Mon Prince,

Me trouvant compris dans l'amnistie accordée aux polonais par S.A. Impériale après la révolution de Pologne, je m'adressai dès lors à l'ambassade de Russie à Paris pour savoir si quelques instructions y avaient été reçues concernant les démarches à faire pour les amnistiés ; rien de ce genre n'y était parvenu. Je me contentai alors de demander un passeport russe pour l'Angleterre où j'avais à me rendre pensant par cette demande témoigner suffisamment de mon désir de rentrer dans l'ordre.

J'obtins ce passeport et je me crus dès lors tout à fait en règle jusqu'à ce que des lettres de Pologne qui me parvinrent pendant mon séjour en Angleterre me firent naître le doute à ce sujet. Je m'empressai en conséquence d'adresser deux lettres au Prince de Lieven ; l'une en date du 2 août 1832, l'autre du 24 décembre de la même année, d'abord pour lui développer les raisons qui empêchaient que je ne fusse compris dans aucune des catégories d'exception à l'amnistie et pour lui demander de m'accorder un passeport pour me rendre en Pologne où des affaires d'intérêt m'appelaient. Le Prince voulut bien me répondre qu'il avait en l'appuyant fait passer ma demande à Votre Altesse ; jusqu'à ce jour je n'y ai eu aucune réponse.

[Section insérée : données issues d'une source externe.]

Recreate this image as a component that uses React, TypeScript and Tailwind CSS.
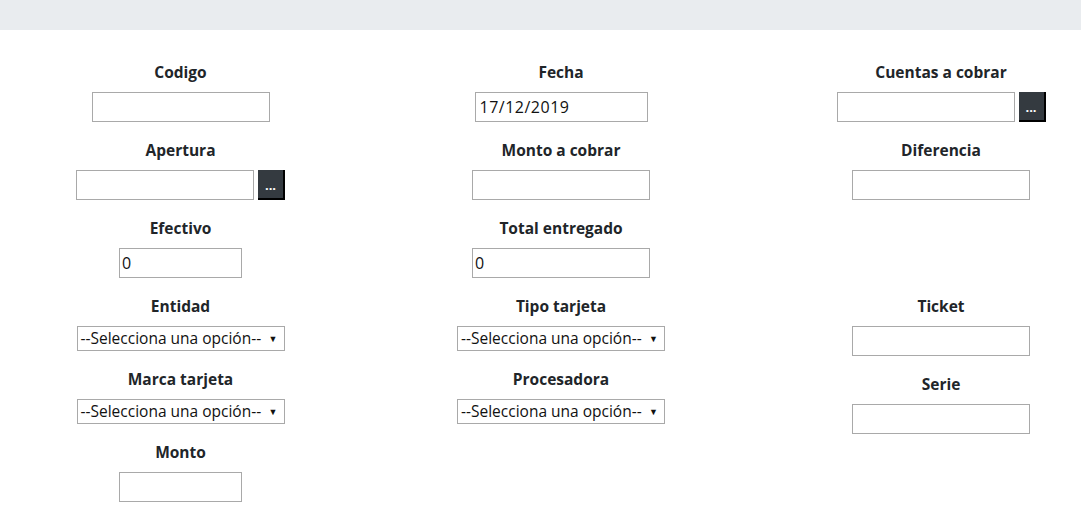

J'ose donc prendre la liberté, monsieur le Maréchal, de m'adresser à vous directement pour prier Votre Altesse de me faire accorder un passeport pour aller passer trois mois en Pologne où des affaires d'intérêt réclament ma présence.

J'ose espérer, Mon Prince, que vous voudrez bien accueillir favorablement ma demande et je vous prie d'agréer d'avance l'expression de la reconnaissance avec laquelle j'ai l'honneur d'être de votre Altesse le très humble serviteur.